[BEGIN]

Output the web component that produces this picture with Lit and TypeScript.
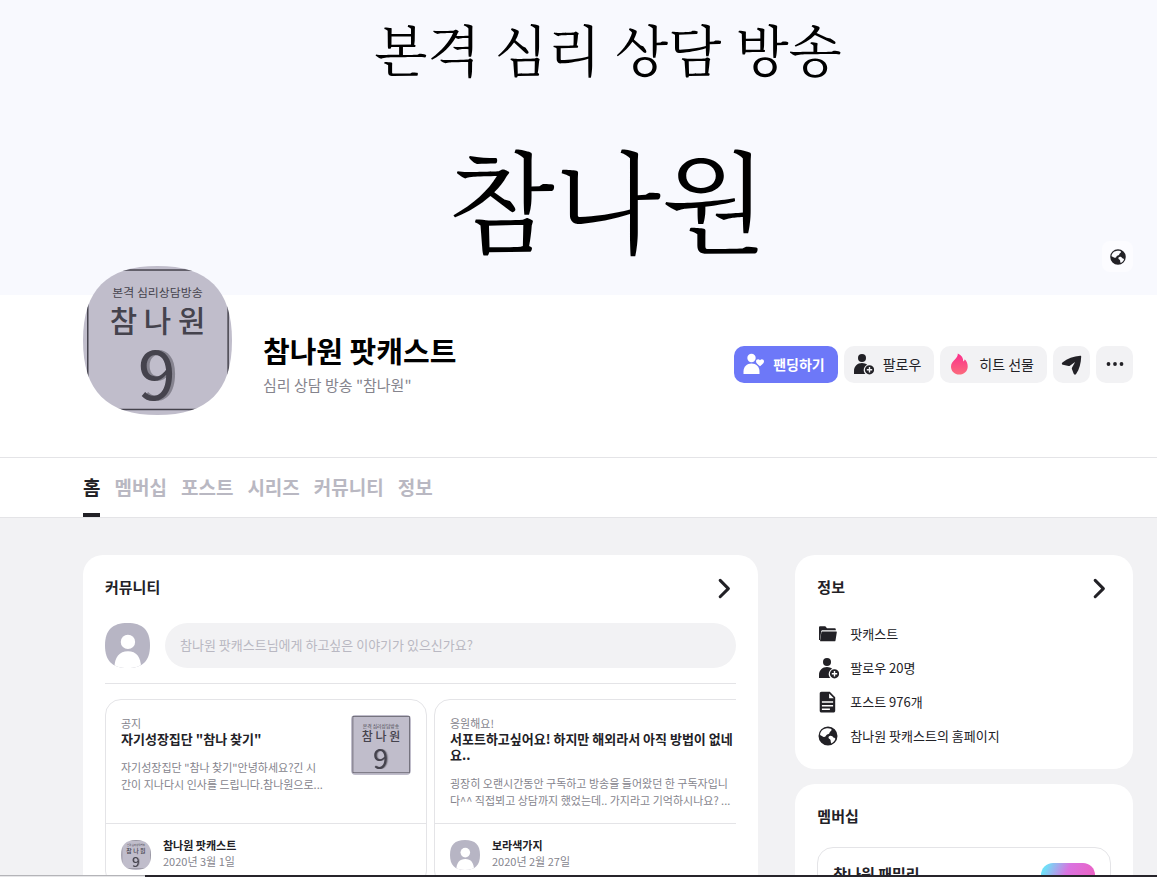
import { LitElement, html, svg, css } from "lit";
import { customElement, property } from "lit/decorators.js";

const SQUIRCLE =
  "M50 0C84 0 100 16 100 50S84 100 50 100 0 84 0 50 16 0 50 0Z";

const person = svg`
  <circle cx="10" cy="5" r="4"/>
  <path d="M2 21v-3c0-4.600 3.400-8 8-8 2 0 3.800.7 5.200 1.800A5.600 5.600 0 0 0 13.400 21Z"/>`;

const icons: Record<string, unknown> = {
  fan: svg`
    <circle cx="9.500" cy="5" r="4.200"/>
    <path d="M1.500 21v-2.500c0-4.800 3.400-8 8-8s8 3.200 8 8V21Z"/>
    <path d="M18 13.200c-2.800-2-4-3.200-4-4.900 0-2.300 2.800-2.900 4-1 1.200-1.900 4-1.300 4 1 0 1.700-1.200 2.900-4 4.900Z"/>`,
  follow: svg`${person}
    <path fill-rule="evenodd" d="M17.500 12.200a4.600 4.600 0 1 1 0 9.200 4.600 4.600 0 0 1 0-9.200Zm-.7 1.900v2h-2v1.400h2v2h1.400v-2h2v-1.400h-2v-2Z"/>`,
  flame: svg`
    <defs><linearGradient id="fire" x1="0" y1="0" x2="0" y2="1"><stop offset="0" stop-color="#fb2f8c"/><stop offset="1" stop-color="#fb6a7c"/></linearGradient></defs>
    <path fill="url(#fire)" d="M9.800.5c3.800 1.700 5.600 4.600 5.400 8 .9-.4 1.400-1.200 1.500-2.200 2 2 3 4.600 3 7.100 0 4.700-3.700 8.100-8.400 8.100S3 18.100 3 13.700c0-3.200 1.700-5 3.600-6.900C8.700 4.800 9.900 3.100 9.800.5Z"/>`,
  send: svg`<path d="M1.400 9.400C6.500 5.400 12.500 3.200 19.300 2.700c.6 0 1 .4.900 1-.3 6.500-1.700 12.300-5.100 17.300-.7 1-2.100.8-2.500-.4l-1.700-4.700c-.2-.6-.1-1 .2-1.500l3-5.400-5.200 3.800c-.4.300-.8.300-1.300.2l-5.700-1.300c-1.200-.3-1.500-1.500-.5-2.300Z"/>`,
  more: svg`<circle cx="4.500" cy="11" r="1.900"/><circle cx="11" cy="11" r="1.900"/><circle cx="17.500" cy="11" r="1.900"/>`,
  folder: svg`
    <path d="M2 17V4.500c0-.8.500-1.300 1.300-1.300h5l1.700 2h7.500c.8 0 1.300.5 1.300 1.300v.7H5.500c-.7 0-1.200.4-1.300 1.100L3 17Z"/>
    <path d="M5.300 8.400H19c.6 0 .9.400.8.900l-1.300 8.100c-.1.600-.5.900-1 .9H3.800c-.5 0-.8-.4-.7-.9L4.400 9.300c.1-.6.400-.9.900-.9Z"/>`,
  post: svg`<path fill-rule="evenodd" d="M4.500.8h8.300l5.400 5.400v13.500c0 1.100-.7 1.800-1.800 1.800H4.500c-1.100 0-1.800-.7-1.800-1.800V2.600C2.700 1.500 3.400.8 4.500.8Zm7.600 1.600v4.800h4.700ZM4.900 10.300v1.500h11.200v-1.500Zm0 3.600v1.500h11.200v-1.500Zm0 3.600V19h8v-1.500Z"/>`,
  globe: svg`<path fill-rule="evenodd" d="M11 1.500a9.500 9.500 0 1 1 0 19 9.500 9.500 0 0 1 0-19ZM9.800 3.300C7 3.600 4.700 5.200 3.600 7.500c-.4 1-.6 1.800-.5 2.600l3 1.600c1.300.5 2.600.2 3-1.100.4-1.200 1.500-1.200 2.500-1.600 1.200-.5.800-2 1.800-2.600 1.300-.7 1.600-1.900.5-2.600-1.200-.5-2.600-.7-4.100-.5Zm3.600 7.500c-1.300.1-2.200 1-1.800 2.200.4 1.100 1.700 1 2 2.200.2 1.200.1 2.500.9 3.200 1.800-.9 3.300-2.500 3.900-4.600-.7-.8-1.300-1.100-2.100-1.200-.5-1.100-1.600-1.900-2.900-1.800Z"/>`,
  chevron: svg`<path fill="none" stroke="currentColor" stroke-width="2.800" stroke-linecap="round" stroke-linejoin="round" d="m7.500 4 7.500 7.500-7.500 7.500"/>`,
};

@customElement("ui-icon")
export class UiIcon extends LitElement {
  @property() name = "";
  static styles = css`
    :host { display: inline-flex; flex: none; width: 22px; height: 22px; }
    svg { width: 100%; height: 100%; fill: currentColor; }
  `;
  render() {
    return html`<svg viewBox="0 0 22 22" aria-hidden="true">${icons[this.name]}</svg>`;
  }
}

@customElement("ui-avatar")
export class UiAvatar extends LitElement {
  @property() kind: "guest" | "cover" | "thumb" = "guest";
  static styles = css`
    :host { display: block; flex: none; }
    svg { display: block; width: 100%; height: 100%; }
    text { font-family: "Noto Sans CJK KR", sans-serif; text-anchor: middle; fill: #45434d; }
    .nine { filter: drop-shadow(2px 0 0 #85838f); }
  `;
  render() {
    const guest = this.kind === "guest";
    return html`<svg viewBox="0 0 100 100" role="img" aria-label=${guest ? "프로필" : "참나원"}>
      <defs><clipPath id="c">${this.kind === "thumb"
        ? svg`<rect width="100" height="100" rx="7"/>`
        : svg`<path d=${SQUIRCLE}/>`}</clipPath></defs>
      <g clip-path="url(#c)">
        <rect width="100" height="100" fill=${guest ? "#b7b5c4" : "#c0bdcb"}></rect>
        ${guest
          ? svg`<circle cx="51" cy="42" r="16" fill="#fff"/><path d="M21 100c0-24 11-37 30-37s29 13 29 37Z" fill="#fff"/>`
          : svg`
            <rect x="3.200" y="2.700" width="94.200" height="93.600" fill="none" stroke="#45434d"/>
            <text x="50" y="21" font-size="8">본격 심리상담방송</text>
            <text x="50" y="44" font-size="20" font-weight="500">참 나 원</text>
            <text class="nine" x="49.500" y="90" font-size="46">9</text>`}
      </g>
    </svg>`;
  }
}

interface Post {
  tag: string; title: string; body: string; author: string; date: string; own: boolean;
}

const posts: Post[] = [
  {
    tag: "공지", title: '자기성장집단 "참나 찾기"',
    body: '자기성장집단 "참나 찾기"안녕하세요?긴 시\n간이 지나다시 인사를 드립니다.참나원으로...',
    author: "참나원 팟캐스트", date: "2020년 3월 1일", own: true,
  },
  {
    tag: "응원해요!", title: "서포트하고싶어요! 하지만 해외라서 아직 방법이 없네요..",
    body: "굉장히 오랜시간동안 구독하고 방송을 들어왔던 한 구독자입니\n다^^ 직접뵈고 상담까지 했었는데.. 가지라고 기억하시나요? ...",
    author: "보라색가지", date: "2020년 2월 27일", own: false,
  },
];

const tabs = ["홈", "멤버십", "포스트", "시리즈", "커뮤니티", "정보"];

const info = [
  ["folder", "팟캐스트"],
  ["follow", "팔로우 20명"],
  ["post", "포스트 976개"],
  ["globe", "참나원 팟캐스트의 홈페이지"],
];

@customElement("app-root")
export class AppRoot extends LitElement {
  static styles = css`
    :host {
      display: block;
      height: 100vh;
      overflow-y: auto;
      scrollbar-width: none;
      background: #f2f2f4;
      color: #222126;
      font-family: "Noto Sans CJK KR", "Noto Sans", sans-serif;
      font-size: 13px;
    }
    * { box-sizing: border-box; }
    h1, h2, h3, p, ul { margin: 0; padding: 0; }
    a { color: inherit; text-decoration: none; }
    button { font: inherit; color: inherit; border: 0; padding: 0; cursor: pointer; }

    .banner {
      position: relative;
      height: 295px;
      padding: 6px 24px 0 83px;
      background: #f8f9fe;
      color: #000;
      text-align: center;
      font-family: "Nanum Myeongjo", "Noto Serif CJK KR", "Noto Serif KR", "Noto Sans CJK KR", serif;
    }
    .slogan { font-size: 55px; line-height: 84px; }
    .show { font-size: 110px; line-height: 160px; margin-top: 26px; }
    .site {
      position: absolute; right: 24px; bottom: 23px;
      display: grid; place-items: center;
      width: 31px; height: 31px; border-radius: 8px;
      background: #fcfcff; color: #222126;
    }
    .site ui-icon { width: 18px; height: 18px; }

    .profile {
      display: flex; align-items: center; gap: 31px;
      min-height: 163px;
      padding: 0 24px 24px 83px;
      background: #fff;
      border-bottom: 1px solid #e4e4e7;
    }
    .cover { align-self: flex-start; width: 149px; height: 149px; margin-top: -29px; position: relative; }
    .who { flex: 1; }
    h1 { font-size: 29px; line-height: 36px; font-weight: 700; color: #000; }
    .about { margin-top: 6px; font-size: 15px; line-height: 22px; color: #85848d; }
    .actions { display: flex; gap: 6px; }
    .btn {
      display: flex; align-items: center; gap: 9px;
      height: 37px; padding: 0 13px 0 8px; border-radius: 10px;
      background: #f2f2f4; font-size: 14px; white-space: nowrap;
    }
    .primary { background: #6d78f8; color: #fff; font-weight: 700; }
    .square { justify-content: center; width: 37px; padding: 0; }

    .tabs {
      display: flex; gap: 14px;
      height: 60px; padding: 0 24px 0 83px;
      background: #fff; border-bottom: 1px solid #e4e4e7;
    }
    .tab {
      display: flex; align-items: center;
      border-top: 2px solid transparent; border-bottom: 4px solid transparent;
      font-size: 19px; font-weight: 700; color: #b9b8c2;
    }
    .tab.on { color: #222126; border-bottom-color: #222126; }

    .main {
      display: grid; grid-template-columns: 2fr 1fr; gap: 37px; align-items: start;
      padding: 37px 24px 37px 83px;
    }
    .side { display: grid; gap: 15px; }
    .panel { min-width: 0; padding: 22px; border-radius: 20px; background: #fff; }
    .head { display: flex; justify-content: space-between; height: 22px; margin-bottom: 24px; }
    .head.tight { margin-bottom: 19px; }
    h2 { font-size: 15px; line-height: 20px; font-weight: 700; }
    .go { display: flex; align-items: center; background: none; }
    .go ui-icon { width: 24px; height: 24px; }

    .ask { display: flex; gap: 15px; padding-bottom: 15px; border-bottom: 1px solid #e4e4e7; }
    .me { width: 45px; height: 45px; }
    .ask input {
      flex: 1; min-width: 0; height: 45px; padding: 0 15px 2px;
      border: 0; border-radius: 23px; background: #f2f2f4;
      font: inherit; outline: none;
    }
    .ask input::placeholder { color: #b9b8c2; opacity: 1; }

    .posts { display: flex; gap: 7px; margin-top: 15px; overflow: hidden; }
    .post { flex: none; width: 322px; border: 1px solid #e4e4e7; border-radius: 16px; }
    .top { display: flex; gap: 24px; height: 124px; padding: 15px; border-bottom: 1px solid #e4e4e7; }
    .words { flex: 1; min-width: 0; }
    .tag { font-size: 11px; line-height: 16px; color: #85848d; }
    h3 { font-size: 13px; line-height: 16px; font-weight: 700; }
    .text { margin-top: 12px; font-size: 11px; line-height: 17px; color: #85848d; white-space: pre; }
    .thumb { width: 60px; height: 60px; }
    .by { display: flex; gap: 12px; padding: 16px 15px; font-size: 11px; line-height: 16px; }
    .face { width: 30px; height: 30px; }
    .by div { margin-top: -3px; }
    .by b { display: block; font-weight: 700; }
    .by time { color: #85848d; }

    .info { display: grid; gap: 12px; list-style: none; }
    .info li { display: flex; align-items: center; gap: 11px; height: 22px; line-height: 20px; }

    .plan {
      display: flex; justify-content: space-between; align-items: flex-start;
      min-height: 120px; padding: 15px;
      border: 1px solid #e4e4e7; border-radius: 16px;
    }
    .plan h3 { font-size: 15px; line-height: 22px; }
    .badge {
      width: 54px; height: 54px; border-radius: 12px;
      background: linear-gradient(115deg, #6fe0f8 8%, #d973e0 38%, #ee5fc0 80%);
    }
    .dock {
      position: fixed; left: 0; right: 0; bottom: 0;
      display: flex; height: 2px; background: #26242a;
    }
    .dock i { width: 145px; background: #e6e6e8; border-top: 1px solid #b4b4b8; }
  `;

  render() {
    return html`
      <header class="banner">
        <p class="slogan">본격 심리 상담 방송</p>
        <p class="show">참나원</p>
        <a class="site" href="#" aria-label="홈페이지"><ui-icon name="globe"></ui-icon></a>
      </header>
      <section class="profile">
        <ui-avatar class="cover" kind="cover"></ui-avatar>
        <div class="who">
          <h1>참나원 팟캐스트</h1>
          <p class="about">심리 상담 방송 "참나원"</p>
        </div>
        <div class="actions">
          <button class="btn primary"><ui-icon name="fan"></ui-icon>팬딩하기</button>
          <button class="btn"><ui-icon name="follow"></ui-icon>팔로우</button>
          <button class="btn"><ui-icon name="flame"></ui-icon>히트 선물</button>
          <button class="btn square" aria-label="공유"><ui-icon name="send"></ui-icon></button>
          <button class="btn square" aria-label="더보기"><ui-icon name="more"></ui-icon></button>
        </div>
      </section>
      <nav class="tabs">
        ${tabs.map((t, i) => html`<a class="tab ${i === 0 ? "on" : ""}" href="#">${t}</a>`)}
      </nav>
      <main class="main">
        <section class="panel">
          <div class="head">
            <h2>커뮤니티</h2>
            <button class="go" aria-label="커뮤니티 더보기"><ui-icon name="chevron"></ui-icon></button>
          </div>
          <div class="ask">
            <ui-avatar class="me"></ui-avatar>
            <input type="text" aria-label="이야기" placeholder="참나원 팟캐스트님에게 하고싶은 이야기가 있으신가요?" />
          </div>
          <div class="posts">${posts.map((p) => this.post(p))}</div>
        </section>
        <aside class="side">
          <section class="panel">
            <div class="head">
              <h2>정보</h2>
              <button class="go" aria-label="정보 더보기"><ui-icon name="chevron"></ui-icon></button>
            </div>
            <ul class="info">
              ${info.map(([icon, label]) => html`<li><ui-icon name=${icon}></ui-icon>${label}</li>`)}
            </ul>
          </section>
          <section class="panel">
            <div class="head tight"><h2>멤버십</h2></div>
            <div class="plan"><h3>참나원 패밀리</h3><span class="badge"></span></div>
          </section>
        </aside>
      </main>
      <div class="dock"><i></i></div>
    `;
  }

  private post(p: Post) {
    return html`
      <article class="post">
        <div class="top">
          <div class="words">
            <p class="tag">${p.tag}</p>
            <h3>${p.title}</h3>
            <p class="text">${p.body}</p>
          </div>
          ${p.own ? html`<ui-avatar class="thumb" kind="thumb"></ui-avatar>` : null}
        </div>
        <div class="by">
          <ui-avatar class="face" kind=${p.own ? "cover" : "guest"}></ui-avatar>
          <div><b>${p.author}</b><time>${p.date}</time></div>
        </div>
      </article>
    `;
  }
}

[END]

* **Instructions for the task**
Starting at the top of the listing above, reproduce each line up to and including the one with "21v-3c0-4.600 3.400-8 8-8"; omit the pictures.

* **Output for this exercise**
Output the web component that produces this picture with Lit and TypeScript.
import { LitElement, html, svg, css } from "lit";
import { customElement, property } from "lit/decorators.js";

const SQUIRCLE =
  "M50 0C84 0 100 16 100 50S84 100 50 100 0 84 0 50 16 0 50 0Z";

const person = svg`
  <circle cx="10" cy="5" r="4"/>
  <path d="M2 21v-3c0-4.600 3.400-8 8-8 2 0 3.800.7 5.200 1.800A5.600 5.600 0 0 0 13.400 21Z"/>`;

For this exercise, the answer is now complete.